### Source excerpt
= = = =
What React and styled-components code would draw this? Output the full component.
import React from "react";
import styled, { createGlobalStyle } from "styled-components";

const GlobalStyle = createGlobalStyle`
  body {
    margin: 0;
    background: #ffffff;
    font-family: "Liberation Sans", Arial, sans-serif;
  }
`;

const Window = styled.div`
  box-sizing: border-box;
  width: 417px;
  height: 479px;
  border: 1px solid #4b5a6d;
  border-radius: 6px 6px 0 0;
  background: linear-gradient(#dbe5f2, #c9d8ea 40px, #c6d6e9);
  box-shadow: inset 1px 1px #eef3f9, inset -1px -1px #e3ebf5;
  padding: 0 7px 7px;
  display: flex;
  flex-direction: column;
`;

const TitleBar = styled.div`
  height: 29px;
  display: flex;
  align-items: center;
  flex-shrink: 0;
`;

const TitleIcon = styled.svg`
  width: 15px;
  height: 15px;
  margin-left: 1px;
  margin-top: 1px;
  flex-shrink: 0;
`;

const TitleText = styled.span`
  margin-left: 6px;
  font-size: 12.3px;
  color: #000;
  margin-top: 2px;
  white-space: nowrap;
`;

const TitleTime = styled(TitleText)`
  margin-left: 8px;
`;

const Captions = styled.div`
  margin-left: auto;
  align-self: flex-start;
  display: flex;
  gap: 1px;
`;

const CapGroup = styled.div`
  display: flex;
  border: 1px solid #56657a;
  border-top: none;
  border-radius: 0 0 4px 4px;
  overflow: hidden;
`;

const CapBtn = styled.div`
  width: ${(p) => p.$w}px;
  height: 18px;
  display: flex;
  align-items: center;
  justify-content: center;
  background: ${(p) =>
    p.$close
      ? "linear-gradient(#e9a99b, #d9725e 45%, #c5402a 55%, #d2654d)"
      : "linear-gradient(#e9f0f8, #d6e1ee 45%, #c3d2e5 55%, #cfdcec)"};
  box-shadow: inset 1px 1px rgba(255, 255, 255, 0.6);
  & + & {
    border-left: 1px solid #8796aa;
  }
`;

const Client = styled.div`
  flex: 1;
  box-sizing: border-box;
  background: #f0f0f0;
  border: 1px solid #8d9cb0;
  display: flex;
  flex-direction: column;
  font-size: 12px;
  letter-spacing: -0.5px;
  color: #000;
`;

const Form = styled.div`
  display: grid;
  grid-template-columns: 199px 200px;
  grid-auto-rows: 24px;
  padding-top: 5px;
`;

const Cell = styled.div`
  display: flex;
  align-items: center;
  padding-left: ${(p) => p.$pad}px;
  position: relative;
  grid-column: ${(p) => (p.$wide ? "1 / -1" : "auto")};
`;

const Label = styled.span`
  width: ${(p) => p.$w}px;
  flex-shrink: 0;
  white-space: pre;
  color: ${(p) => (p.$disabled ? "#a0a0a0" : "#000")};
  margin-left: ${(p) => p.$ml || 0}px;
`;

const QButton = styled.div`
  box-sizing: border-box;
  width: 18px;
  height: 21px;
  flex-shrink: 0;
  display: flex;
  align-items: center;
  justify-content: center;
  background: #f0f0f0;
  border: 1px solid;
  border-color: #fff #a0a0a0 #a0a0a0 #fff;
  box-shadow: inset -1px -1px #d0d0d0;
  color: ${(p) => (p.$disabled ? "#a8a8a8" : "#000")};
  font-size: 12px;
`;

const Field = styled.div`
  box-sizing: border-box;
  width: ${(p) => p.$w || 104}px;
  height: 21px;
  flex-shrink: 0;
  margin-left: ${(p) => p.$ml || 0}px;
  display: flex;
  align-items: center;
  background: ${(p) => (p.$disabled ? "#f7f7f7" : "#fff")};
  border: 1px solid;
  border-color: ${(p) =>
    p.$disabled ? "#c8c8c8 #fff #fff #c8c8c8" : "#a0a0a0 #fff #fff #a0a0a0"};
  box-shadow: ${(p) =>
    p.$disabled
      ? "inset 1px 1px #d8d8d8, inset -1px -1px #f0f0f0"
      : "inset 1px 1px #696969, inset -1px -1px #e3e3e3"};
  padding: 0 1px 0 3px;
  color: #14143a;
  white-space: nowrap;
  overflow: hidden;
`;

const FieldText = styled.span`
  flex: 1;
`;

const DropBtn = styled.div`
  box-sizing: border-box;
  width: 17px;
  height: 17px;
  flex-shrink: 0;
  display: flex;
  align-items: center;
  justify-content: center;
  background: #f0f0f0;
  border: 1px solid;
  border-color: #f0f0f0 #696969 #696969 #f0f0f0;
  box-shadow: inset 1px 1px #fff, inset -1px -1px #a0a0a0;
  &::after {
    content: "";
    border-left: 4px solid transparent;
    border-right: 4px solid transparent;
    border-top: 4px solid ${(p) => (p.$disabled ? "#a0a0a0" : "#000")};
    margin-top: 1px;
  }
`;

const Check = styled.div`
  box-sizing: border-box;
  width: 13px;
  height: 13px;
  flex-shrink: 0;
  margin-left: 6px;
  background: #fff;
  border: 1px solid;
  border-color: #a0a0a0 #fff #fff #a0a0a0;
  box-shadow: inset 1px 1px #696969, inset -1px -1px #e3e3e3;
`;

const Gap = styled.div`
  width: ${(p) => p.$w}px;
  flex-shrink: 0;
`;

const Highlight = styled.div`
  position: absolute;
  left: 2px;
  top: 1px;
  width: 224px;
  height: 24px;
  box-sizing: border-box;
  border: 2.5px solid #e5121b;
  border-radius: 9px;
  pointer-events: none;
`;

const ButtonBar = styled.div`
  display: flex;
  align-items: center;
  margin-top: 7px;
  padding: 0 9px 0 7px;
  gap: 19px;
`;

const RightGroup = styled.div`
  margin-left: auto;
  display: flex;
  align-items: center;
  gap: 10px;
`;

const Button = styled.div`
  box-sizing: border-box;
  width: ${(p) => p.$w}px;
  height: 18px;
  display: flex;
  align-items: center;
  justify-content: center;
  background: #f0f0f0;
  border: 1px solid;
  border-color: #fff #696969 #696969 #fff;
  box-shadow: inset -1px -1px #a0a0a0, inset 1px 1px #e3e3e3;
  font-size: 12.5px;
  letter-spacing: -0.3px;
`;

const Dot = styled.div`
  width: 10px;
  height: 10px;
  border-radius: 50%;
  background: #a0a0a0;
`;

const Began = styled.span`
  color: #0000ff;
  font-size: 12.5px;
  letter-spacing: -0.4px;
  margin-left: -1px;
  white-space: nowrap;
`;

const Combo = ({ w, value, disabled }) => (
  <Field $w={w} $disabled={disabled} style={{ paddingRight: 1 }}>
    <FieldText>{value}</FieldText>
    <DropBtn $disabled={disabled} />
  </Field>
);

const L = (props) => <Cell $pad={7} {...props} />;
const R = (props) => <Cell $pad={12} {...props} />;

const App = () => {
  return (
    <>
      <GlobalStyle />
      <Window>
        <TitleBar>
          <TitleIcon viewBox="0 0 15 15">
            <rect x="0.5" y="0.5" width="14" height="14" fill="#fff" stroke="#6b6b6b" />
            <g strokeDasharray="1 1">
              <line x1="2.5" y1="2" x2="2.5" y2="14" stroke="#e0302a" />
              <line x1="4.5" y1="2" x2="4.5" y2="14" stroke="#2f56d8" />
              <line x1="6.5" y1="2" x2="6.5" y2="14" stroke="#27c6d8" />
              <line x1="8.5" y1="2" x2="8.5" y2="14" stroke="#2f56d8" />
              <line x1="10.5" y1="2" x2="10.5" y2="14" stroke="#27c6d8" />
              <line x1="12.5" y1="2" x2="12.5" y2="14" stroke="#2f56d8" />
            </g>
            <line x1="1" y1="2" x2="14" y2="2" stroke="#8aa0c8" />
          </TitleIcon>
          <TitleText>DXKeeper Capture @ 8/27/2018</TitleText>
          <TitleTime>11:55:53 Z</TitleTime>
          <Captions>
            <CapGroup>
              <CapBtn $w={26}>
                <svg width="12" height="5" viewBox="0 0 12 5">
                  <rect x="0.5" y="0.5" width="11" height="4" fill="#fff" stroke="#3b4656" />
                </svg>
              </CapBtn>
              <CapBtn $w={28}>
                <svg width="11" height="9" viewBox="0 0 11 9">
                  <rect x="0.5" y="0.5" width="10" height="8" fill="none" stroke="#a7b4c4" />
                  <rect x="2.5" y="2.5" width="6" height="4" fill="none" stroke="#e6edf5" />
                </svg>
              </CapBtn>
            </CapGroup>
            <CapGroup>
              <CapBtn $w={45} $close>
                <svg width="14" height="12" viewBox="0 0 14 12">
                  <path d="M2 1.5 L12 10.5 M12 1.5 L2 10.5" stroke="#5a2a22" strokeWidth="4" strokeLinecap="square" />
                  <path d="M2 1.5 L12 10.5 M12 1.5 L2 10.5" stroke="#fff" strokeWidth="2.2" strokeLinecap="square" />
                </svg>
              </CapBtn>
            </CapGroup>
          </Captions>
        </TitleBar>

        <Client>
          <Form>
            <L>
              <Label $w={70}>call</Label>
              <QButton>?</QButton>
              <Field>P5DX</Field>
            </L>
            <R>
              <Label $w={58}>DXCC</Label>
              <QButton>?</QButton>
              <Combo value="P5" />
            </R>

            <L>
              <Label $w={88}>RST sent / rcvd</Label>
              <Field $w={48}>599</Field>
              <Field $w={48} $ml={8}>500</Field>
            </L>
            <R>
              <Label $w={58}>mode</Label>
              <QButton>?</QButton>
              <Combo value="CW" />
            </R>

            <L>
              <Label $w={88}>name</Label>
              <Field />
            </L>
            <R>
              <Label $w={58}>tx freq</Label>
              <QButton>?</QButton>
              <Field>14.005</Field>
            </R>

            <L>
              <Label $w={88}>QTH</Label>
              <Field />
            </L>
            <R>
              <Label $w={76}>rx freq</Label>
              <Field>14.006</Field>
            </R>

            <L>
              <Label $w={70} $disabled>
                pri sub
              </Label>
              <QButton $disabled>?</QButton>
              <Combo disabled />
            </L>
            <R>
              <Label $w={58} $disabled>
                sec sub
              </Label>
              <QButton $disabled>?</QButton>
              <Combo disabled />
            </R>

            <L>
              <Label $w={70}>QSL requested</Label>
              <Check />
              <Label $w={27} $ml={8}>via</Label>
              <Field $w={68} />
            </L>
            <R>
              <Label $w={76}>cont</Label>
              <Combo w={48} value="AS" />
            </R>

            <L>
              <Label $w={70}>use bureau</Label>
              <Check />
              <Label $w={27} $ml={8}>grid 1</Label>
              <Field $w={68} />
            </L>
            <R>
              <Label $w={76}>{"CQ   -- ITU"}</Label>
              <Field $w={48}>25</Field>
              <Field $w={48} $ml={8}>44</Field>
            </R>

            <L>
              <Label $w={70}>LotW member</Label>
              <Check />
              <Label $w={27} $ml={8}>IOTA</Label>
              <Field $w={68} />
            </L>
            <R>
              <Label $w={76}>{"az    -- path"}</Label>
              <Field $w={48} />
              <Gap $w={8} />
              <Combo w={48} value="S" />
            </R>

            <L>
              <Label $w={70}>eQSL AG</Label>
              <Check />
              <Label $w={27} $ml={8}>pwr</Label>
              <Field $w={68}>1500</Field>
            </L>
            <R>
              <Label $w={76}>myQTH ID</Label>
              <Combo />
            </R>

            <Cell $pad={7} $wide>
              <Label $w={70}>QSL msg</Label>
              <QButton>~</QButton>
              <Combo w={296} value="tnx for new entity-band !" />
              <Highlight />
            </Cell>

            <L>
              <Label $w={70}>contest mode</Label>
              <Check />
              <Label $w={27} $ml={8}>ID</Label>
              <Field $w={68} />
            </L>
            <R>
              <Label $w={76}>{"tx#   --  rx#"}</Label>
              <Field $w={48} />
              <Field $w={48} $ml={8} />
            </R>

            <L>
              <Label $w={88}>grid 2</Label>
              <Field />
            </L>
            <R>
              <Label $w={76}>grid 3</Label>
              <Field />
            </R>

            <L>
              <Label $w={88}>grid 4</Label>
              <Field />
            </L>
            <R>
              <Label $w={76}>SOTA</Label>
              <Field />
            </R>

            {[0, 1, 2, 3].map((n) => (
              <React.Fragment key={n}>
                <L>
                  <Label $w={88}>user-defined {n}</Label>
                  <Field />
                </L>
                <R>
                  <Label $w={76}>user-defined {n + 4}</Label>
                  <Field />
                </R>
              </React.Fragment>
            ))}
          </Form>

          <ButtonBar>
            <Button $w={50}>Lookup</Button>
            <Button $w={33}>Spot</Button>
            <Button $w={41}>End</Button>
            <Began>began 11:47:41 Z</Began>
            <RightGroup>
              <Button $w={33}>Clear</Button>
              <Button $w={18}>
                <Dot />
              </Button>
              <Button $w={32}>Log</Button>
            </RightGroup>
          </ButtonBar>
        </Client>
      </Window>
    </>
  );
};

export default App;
= = = =
### Task brief
Gather up every line from the listing above in which the word "React" occurs.

### Task output
What React and styled-components code would draw this? Output the full component.
import React from "react";
              <React.Fragment key={n}>
              </React.Fragment>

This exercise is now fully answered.